- [Given instruction]: Check every line below for the word "with" and copy each one that has it.

- [Raw records]:
********

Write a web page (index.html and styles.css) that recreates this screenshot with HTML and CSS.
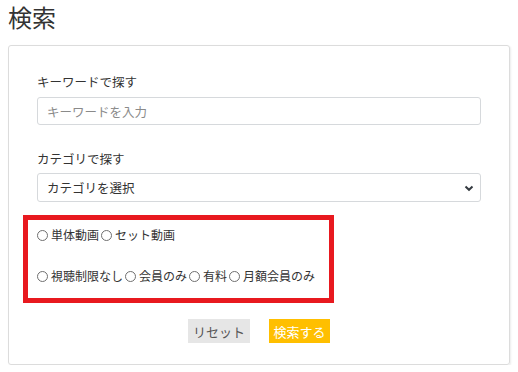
FILE: index.html
```html
<!DOCTYPE html>
<html lang="ja">
<head>
    <meta charset="UTF-8">
    <meta name="viewport" content="width=device-width, initial-scale=1.0">
    <title>検索</title>
    <link rel="stylesheet" href="styles.css">
</head>
<body>
    <div class="page">
        <h1 class="title">検索</h1>
        <form class="search_box">
            <div class="field">
                <label class="field_label" for="keyword">キーワードで探す</label>
                <input type="text" id="keyword" class="text_input" placeholder="キーワードを入力">
            </div>
            <div class="field field_cat">
                <label class="field_label" for="category">カテゴリで探す</label>
                <div class="select_wrap">
                    <select id="category" class="select_input">
                        <option>カテゴリを選択</option>
                    </select>
                    <svg class="select_arrow" width="10" height="8" viewBox="0 0 10 8"><path d="M1.5 2.5 L5 5.8 L8.5 2.5" fill="none" stroke="#343a40" stroke-width="2"/></svg>
                </div>
            </div>
            <div class="radio_area">
                <div class="radio_row">
                    <label class="radio_item"><input type="radio" name="kind">単体動画</label>
                    <label class="radio_item"><input type="radio" name="kind">セット動画</label>
                </div>
                <div class="radio_row">
                    <label class="radio_item"><input type="radio" name="limit">視聴制限なし</label>
                    <label class="radio_item"><input type="radio" name="limit">会員のみ</label>
                    <label class="radio_item"><input type="radio" name="limit">有料</label>
                    <label class="radio_item"><input type="radio" name="limit">月額会員のみ</label>
                </div>
            </div>
            <div class="btns">
                <button type="reset" class="btn btn_reset">リセット</button>
                <button type="button" class="btn btn_search">検索する</button>
            </div>
        </form>
    </div>
</body>
</html>
```

FILE: styles.css
```css
body{margin: 0;background: #fff;color: #333;font-family: "Noto Sans CJK JP", sans-serif;}

.page{padding: 0 8px;}
.title{margin: 0 0 11px;font-size: 24px;line-height: 34px;font-weight: normal;color: #333;}

.search_box{border: 1px solid #dcdcdc;border-radius: 3px;padding: 27px 28px 21px;box-shadow: 1px 1px 2px rgba(0,0,0,0.08);font-size: 12.5px;}

.field{display: flex;flex-direction: column;}
.field_cat{margin-top: 25px;}
.field_label{line-height: 18px;margin-bottom: 6px;color: #333;}
.field_cat .field_label{margin-bottom: 5px;}

.text_input,.select_input{box-sizing: border-box;width: 100%;border: 1px solid #d6d9dc;border-radius: 3px;font: inherit;color: #333;background: #fff;}
.text_input{height: 28px;padding: 0 9px;}
.text_input::placeholder{color: #8a8a8a;}

.select_wrap{position: relative;}
.select_input{height: 29px;padding: 0 9px;appearance: none;-webkit-appearance: none;}
.select_arrow{position: absolute;right: 7px;top: 11px;}

.radio_area{margin: 13px 0 0 -14px;width: 292px;border: 5px solid #e8191f;padding: 7px 0 14px 9px;display: flex;flex-direction: column;gap: 25px;font-size: 12px;}
.radio_row{display: flex;gap: 2px;line-height: 16px;}
.radio_item{display: flex;align-items: center;}
.radio_item input{appearance: none;-webkit-appearance: none;width: 11px;height: 11px;margin: 0 3px 0 0;border: 1px solid #6f6f6f;border-radius: 50%;background: #fff;}

.btns{display: flex;justify-content: center;gap: 19px;margin-top: 16px;}
.btn{border: 0;border-radius: 0;height: 24px;padding: 0;font: inherit;font-size: 13px;white-space: nowrap;cursor: pointer;}
.btn_reset{background: #e6e6e6;color: #555;width: 62px;}
.btn_search{background: #ffbf00;color: #fff;width: 61px;}
```
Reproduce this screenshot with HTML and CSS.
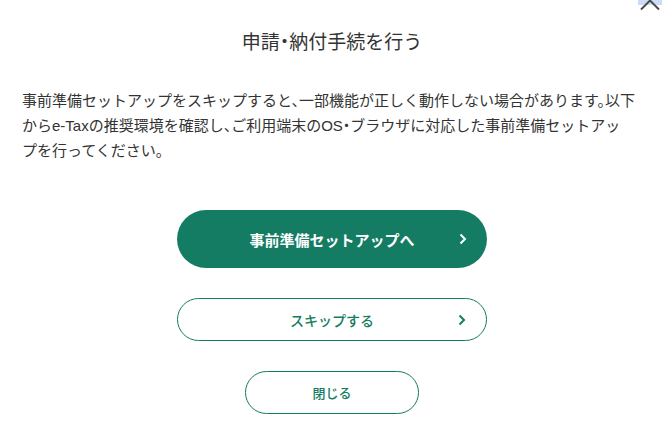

********

- [Response to the exercise]:
Write a web page (index.html and styles.css) that recreates this screenshot with HTML and CSS.
Reproduce this screenshot with HTML and CSS.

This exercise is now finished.